Pendant la deuxième phase d’entretiens, l’objectif consiste à revenir de manière dialogique sur les différents évènements et interactions ciblés afin d’en préciser les aspects, d’en partager une compréhension plus fine et d’en dégager les apports possibles dans le parcours de l’individu (Peneff, 1994). Plus particulièrement, l’accent est mis sur les interactions, les contextes relationnels, l’interprétation des points de vue et les apprentissages réalisés (Demazière, 2011). De ce fait, l’entretien de phase II fait appel à des questions comme « lors de notre premier entretien, vous avez parlé de [nommer l’évènement], en quoi cet évènement a constitué un défi à surmonter? » ou « pendant notre premier échange, vous avez mentionné [nommer la personne], elle a semblé importante pour vous, pouvez-vous m’expliquer pourquoi? ». Il s’agit également d’intervenir pour demander des explications sur ce qui a été utile, appris ou retenu par rapport au rôle d’enseignant associé afin de saisir l’apport de ces épreuves.

Analyse des données

Au terme de cette deuxième phase d’entretiens, les propos recueillis sont transcrits et soumis à une démarche d’analyse structurale inspirée de Demazière et Dubar (2004) et de Paillé et Mucchielli (2012). Au cours de ce processus d’analyse, le corpus de données est séparé en segments qui correspondent à des unités de sens. Un premier codage s’effectue sur ces segments en spécifiant s’ils décrivent le déroulement du parcours, soit les séquences (niveau des fonctions), s’ils rapportent des acteurs significatifs (niveau des actions) ou s’ils servent à argumenter des décisions ou justifier la conduite de l’individu (niveau de la narration). Dans l’optique de la démarche doctorale entreprise, chacun des 1616 segments a également été associé à une période du parcours professionnel, soit la carrière initiale, l’enseignement ou l’accompagnement. Par la suite, l’analyse exige de classer les segments codés pour ordonnancer les séquences, regrouper les acteurs similaires et répartir les arguments selon des catégories émergentes. À l’aide du logiciel Excel de la suite Microsoft Office, les segments ont pu être codés, classés et reclassés plusieurs fois afin d’arrimer les évènements avec les acteurs les plus fréquemment mentionnés et les justifications de leurs apports par rapport au rôle d’enseignant associé. Ces constructions et reconstructions mènent à dégager des disjonctions et des conjonctions entre les évènements et les interactions ayant marqué le parcours professionnel des individus composant le groupe professionnel des enseignants associés. Elles ont ainsi mis en évidence les évènements vécus comme des épreuves retrouvés dans la plupart des parcours et leur apport dans la manière d’interpréter et d’exercer leur rôle.

Participants

Pour la recherche, 16 enseignants associés volontaires ont été interrogés. De ce nombre, huit avait complété leur baccalauréat en enseignement professionnel qui constitue la formation privilégiée depuis la réforme de la formation des maitres en 2001. Des huit enseignants associés restants, un poursuit toujours son baccalauréat, un détient un baccalauréat d’une autre filière d’enseignement et six possèdent uniquement le certificat en enseignement professionnel ayant été diplômé avant l’entrée en vigueur du baccalauréat. Cet article se concentre sur les enseignants associés possédant leur baccalauréat en enseignement professionnel puisque leur parcours reflète davantage la situation actuelle et future des enseignants associés de ce secteur. Le tableau suivant résume les principales caractéristiques de ce groupe d’interviewés (noms fictifs).

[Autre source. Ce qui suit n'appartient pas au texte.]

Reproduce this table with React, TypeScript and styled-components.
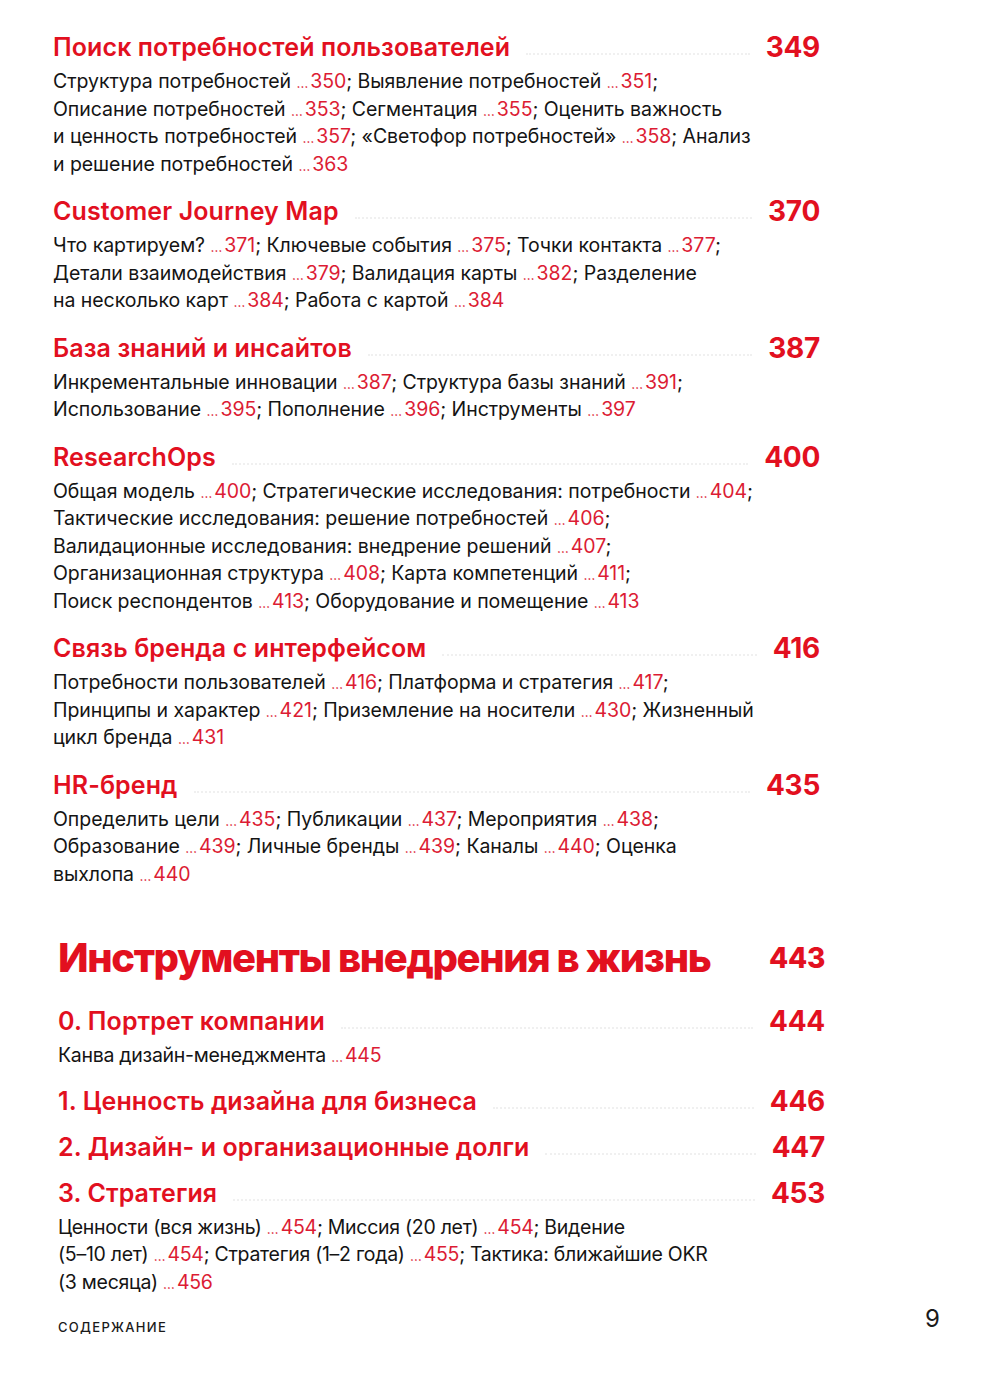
import React from "react"
import styled, { createGlobalStyle } from "styled-components"

type Entry = {
  title: string
  page: number
  lines?: string[]
}

const partOne: Entry[] = [
  {
    title: "Поиск потребностей пользователей",
    page: 349,
    lines: [
      "Структура потребностей [350]; Выявление потребностей [351];",
      "Описание потребностей [353]; Сегментация [355]; Оценить важность",
      "и ценность потребностей [357]; «Светофор потребностей» [358]; Анализ",
      "и решение потребностей [363]",
    ],
  },
  {
    title: "Customer Journey Map",
    page: 370,
    lines: [
      "Что картируем? [371]; Ключевые события [375]; Точки контакта [377];",
      "Детали взаимодействия [379]; Валидация карты [382]; Разделение",
      "на несколько карт [384]; Работа с картой [384]",
    ],
  },
  {
    title: "База знаний и инсайтов",
    page: 387,
    lines: [
      "Инкрементальные инновации [387]; Структура базы знаний [391];",
      "Использование [395]; Пополнение [396]; Инструменты [397]",
    ],
  },
  {
    title: "ResearchOps",
    page: 400,
    lines: [
      "Общая модель [400]; Стратегические исследования: потребности [404];",
      "Тактические исследования: решение потребностей [406];",
      "Валидационные исследования: внедрение решений [407];",
      "Организационная структура [408]; Карта компетенций [411];",
      "Поиск респондентов [413]; Оборудование и помещение [413]",
    ],
  },
  {
    title: "Связь бренда с интерфейсом",
    page: 416,
    lines: [
      "Потребности пользователей [416]; Платформа и стратегия [417];",
      "Принципы и характер [421]; Приземление на носители [430]; Жизненный",
      "цикл бренда [431]",
    ],
  },
  {
    title: "HR-бренд",
    page: 435,
    lines: [
      "Определить цели [435]; Публикации [437]; Мероприятия [438];",
      "Образование [439]; Личные бренды [439]; Каналы [440]; Оценка",
      "выхлопа [440]",
    ],
  },
]

const partTwo: Entry[] = [
  {
    title: "0. Портрет компании",
    page: 444,
    lines: ["Канва дизайн-менеджмента [445]"],
  },
  { title: "1. Ценность дизайна для бизнеса", page: 446 },
  { title: "2. Дизайн- и организационные долги", page: 447 },
  {
    title: "3. Стратегия",
    page: 453,
    lines: [
      "Ценности (вся жизнь) [454]; Миссия (20 лет) [454]; Видение",
      "(5–10 лет) [454]; Стратегия (1–2 года) [455]; Тактика: ближайшие OKR",
      "(3 месяца) [456]",
    ],
  },
]

// "text [123]; more" -> text pieces and page refs
function renderLine(line: string) {
  const parts = line.split(/\s?\[(\d+)\]/)
  return parts.map((part, i) =>
    i % 2 === 1 ? (
      <Ref key={i}>
        {" "}
        <Dots>…</Dots>
        {part}
      </Ref>
    ) : (
      <React.Fragment key={i}>{part}</React.Fragment>
    )
  )
}

function TocSection({ entry, condensed }: { entry: Entry; condensed?: boolean }) {
  return (
    <Section>
      <Row>
        <Title>{entry.title}</Title>
        <Leader />
        <PageNum>{entry.page}</PageNum>
      </Row>
      {entry.lines && (
        <Body $condensed={condensed}>
          {entry.lines.map((line) => (
            <Line key={line}>{renderLine(line)}</Line>
          ))}
        </Body>
      )}
    </Section>
  )
}

export default function App() {
  return (
    <>
      <GlobalStyle />
      <Page>
        <Part $left={53} $gap={18}>
          {partOne.map((entry) => (
            <TocSection key={entry.title} entry={entry} />
          ))}
        </Part>

        <Part $left={58} $gap={16}>
          <Row>
            <BigTitle>Инструменты внедрения в жизнь</BigTitle>
            <BigPageNum>443</BigPageNum>
          </Row>
          <Spacer />
          {partTwo.map((entry) => (
            <TocSection key={entry.title} entry={entry} condensed />
          ))}
        </Part>

        <Footer>
          <RunningHead>Содержание</RunningHead>
          <Folio>9</Folio>
        </Footer>
      </Page>
    </>
  )
}

const red = "#e2101f"
const refRed = "#dc1c34"

const GlobalStyle = createGlobalStyle`
  html, body {
    margin: 0;
    padding: 0;
    background: #ffffff;
  }
  body {
    font-family: Inter, "Noto Sans", "Liberation Sans", sans-serif;
    color: #141414;
    -webkit-font-smoothing: antialiased;
  }
`

const Page = styled.div`
  width: 1000px;
  min-height: 1375px;
  padding-top: 32px;
  box-sizing: border-box;
  display: flex;
  flex-direction: column;
`

const Part = styled.div<{ $left: number; $gap: number }>`
  margin-left: ${(p) => p.$left}px;
  width: 767px;
  display: flex;
  flex-direction: column;
  gap: ${(p) => p.$gap}px;

  & + & {
    margin-top: 46px;
  }
`

const Section = styled.section`
  display: flex;
  flex-direction: column;
  gap: 6px;
`

const Row = styled.div`
  display: flex;
  align-items: center;
`

const Title = styled.h2`
  margin: 0;
  font-size: 25px;
  line-height: 30px;
  font-weight: 600;
  color: ${red};
  letter-spacing: 0.1px;
  white-space: nowrap;
`

const Leader = styled.span`
  flex: 1;
  align-self: flex-end;
  margin: 0 16px 7px;
  border-bottom: 2px dotted #f0f0f0;
`

const PageNum = styled.span`
  font-size: 28px;
  line-height: 30px;
  font-weight: 700;
  color: ${red};
  letter-spacing: -0.3px;
`

const BigTitle = styled.h1`
  margin: 0;
  flex: 1;
  font-size: 40px;
  line-height: 48px;
  font-weight: 800;
  color: ${red};
  letter-spacing: -1.4px;
  white-space: nowrap;
`

const BigPageNum = styled(PageNum)`
  font-weight: 800;
  line-height: 48px;
`

const Spacer = styled.div`
  height: 8px;
  margin-bottom: -16px;
`

const Body = styled.div<{ $condensed?: boolean }>`
  font-size: 19.5px;
  line-height: 27.5px;
  font-weight: 400;
  letter-spacing: ${(p) => (p.$condensed ? "-0.28px" : "-0.05px")};
`

const Line = styled.div`
  white-space: nowrap;
  height: 27.5px;
`

const Ref = styled.span`
  color: ${refRed};
`

const Dots = styled.span`
  font-size: 0.7em;
  line-height: 1;
  letter-spacing: -1px;
  margin-right: 3px;
`

const Footer = styled.footer`
  margin: 9px 60px 0 58px;
  display: flex;
  justify-content: space-between;
  align-items: flex-end;
`

const RunningHead = styled.span`
  font-size: 13px;
  line-height: 18px;
  font-weight: 500;
  letter-spacing: 1.3px;
  text-transform: uppercase;
  color: #1a1a1a;
`

const Folio = styled.span`
  font-size: 24px;
  line-height: 28px;
  font-weight: 400;
  color: #1a1a1a;
  margin-bottom: 3px;
`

TABLEAU 2. Résumé des principales caractéristiques des enseignants associés interviewés

Identification de l’enseignant associé

Années d’expérience en enseignement

Années d’expérience en accompagnement

Détient un diplôme d’études professionnelles

Détient un diplôme d’études collégiales

Détient un certificat en enseignement professionnel.

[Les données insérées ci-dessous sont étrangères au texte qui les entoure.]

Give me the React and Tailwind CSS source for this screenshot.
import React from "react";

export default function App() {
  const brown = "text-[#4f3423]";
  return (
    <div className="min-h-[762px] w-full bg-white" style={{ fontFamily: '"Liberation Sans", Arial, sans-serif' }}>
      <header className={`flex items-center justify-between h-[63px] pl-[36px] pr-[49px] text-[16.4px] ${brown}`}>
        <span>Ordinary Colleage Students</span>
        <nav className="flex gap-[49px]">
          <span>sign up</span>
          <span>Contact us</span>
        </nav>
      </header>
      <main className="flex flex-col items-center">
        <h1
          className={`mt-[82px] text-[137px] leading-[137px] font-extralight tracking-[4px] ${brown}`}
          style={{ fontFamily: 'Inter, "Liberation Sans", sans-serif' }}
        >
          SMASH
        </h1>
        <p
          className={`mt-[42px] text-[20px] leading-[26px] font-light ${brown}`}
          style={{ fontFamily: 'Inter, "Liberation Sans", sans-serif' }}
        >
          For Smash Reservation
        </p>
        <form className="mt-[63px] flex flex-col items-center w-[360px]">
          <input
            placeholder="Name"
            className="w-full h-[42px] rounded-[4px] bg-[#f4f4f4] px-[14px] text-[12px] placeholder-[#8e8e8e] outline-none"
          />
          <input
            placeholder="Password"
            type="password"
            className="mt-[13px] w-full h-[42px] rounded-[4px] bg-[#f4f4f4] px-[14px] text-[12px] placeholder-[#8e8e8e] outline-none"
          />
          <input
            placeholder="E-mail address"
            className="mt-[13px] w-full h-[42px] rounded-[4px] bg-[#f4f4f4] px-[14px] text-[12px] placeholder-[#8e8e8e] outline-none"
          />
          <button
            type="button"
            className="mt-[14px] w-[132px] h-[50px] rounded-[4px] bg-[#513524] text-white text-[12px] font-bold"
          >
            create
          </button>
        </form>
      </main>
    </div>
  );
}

Détient un baccalauréat en enseignement professionnel

A complété une formation en accompagnement

Ana

16

12


Eve

16

12



Isa

12

3




Kim

13

3


Léo

7

1



Lyn

23

15


Sue

15

11



Zoé

11

1






Comme le montrent les informations résumées, le groupe se compose de sept femmes et d’un homme. L’échantillon total comprenait toutefois onze femmes et sept hommes, les enseignantes associées s’avérant donc plus nombreuses à détenir le baccalauréat. De plus, le tableau 2 indique le nombre d’années d’expérience en enseignement (en moyenne 14 ans), en accompagnement (en moyenne 7 ans), ainsi que les formations complétées de niveaux professionnel (4 sur 8), collégial (6 sur 8), universitaire (8 sur 8) et pour accompagner (5 sur 8).

RÉSULTATS

Les résultats rapportent, à partir des propos relatés par les participants, trois évènements s’étant démarqués comme des épreuves dans les propos des participants, soit la transition vers l’enseignement, la formation en enseignement et la transition vers l’accompagnement, en plus de faire mention de certains acteurs importants. Les deux premiers évènements s’insèrent dans l’étape 3 de Balleux et Gagnon (2011), alors que le troisième s’inscrit après l’étape 4, soit dans la suite possible du parcours de l’enseignant en formation professionnelle. De courts extraits résument les manifestations du sentiment d’être mis à l’épreuve ou l’apport de ces épreuves-défis par rapport au rôle d’enseignant associé du point de vue de l’interviewé.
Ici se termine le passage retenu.